## [WHAT THIS TASK INVOLVES]
All entries must be repeated exactly; do not include the pictures.

## [MATERIAL FOR THE TASK]

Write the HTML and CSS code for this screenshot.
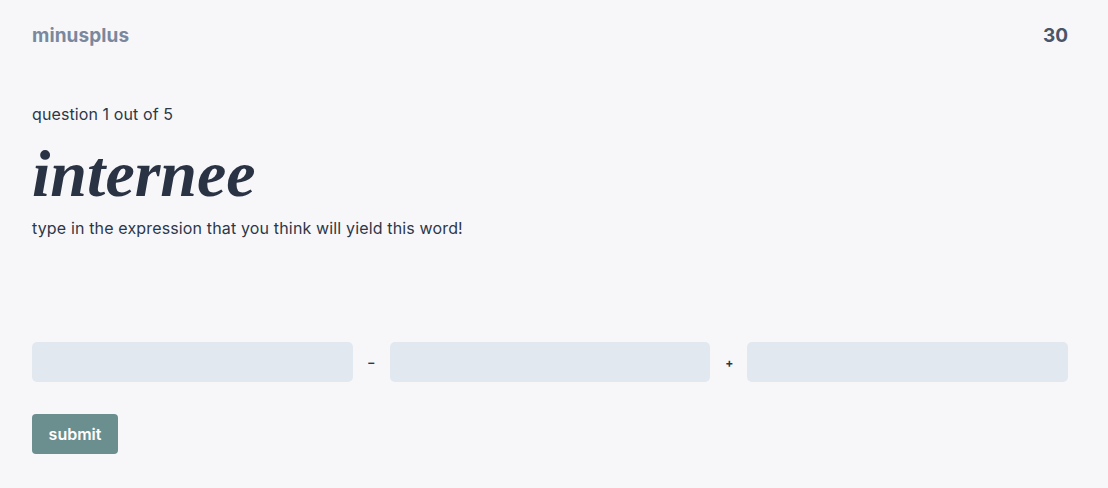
FILE: index.html
```html
<!DOCTYPE html>
<html>
<head>
<meta charset="utf-8">
<link rel="stylesheet" href="styles.css">
</head>
<body>
<div class="page">
  <header class="top">
    <div class="logo">minusplus</div>
    <div class="score">30</div>
  </header>
  <main class="quiz">
    <p class="progress">question 1 out of 5</p>
    <h1 class="word">internee</h1>
    <p class="hint">type in the expression that you think will yield this word!</p>
    <form class="expr">
      <div class="row">
        <input class="field" type="text">
        <span class="op">–</span>
        <input class="field" type="text">
        <span class="op">+</span>
        <input class="field" type="text">
      </div>
      <button class="submit" type="button">submit</button>
    </form>
  </main>
</div>
</body>
</html>
```

FILE: styles.css
```css
* { box-sizing: border-box; }
html, body { margin: 0; padding: 0; }
body {
  background: #f7f7fa;
  font-family: "Inter", "Noto Sans", sans-serif;
  color: #2d3748;
}
.page {
  padding: 22px 40px 0 32px;
}
.top {
  display: flex;
  justify-content: space-between;
  align-items: center;
  height: 26px;
}
.logo {
  font-size: 19px;
  font-weight: 700;
  color: #7a889e;
  letter-spacing: 0.1px;
}
.score {
  font-size: 19px;
  font-weight: 700;
  color: #4a5568;
}
.quiz { padding-top: 56px; }
.progress {
  margin: 0;
  font-size: 16px;
  line-height: 20px;
  letter-spacing: 0.1px;
}
.word {
  margin: 14px 0 0 0;
  font-family: "Liberation Serif", "DejaVu Serif", serif;
  font-style: italic;
  font-weight: 700;
  font-size: 66px;
  line-height: 72px;
  color: #2a3344;
  letter-spacing: 0;
}
.hint {
  margin: 8px 0 0 0;
  font-size: 16px;
  line-height: 20px;
  letter-spacing: 0.15px;
}
.expr { margin-top: 104px; }
.row {
  display: flex;
  align-items: center;
  gap: 15px;
}
.field {
  flex: 1;
  height: 40px;
  border: none;
  border-radius: 5px;
  background: #e2e8f0;
  font-family: inherit;
  font-size: 15px;
  padding: 0 12px;
}
.op {
  width: 7px;
  text-align: center;
  font-size: 12px;
  font-weight: 700;
  color: #2d3748;
}
.submit {
  margin-top: 32px;
  height: 40px;
  width: 86px;
  border: none;
  border-radius: 4px;
  background: #6b8e8f;
  color: #fff;
  font-family: inherit;
  font-weight: 600;
  font-size: 16px;
}
```
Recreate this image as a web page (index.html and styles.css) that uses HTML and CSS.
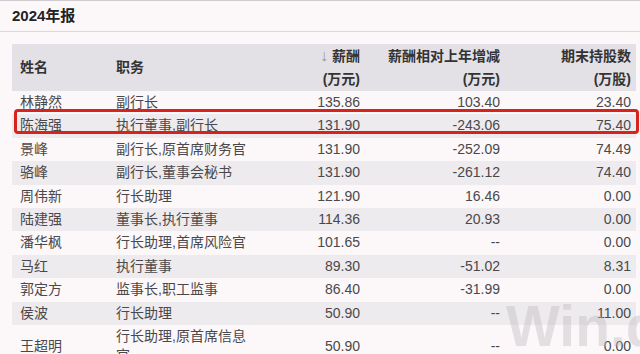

## [WRITTEN SOLUTION]
Write the HTML and CSS code for this screenshot.
FILE: index.html
```html
<!DOCTYPE html>
<html>
<head>
<meta charset="utf-8">
<link rel="stylesheet" href="styles.css">
</head>
<body>
<div class="page">
  <header class="top">
    <div class="logo">minusplus</div>
    <div class="score">30</div>
  </header>
  <main class="quiz">
    <p class="progress">question 1 out of 5</p>
    <h1 class="word">internee</h1>
    <p class="hint">type in the expression that you think will yield this word!</p>
    <form class="expr">
      <div class="row">
        <input class="field" type="text">
        <span class="op">–</span>
        <input class="field" type="text">
        <span class="op">+</span>
        <input class="field" type="text">
      </div>
      <button class="submit" type="button">submit</button>
    </form>
  </main>
</div>
</body>
</html>
```

FILE: styles.css
```css
* { box-sizing: border-box; }
html, body { margin: 0; padding: 0; }
body {
  background: #f7f7fa;
  font-family: "Inter", "Noto Sans", sans-serif;
  color: #2d3748;
}
.page {
  padding: 22px 40px 0 32px;
}
.top {
  display: flex;
  justify-content: space-between;
  align-items: center;
  height: 26px;
}
.logo {
  font-size: 19px;
  font-weight: 700;
  color: #7a889e;
  letter-spacing: 0.1px;
}
.score {
  font-size: 19px;
  font-weight: 700;
  color: #4a5568;
}
.quiz { padding-top: 56px; }
.progress {
  margin: 0;
  font-size: 16px;
  line-height: 20px;
  letter-spacing: 0.1px;
}
.word {
  margin: 14px 0 0 0;
  font-family: "Liberation Serif", "DejaVu Serif", serif;
  font-style: italic;
  font-weight: 700;
  font-size: 66px;
  line-height: 72px;
  color: #2a3344;
  letter-spacing: 0;
}
.hint {
  margin: 8px 0 0 0;
  font-size: 16px;
  line-height: 20px;
  letter-spacing: 0.15px;
}
.expr { margin-top: 104px; }
.row {
  display: flex;
  align-items: center;
  gap: 15px;
}
.field {
  flex: 1;
  height: 40px;
  border: none;
  border-radius: 5px;
  background: #e2e8f0;
  font-family: inherit;
  font-size: 15px;
  padding: 0 12px;
}
.op {
  width: 7px;
  text-align: center;
  font-size: 12px;
  font-weight: 700;
  color: #2d3748;
}
.submit {
  margin-top: 32px;
  height: 40px;
  width: 86px;
  border: none;
  border-radius: 4px;
  background: #6b8e8f;
  color: #fff;
  font-family: inherit;
  font-weight: 600;
  font-size: 16px;
}
```
Recreate this image as a web page (index.html and styles.css) that uses HTML and CSS.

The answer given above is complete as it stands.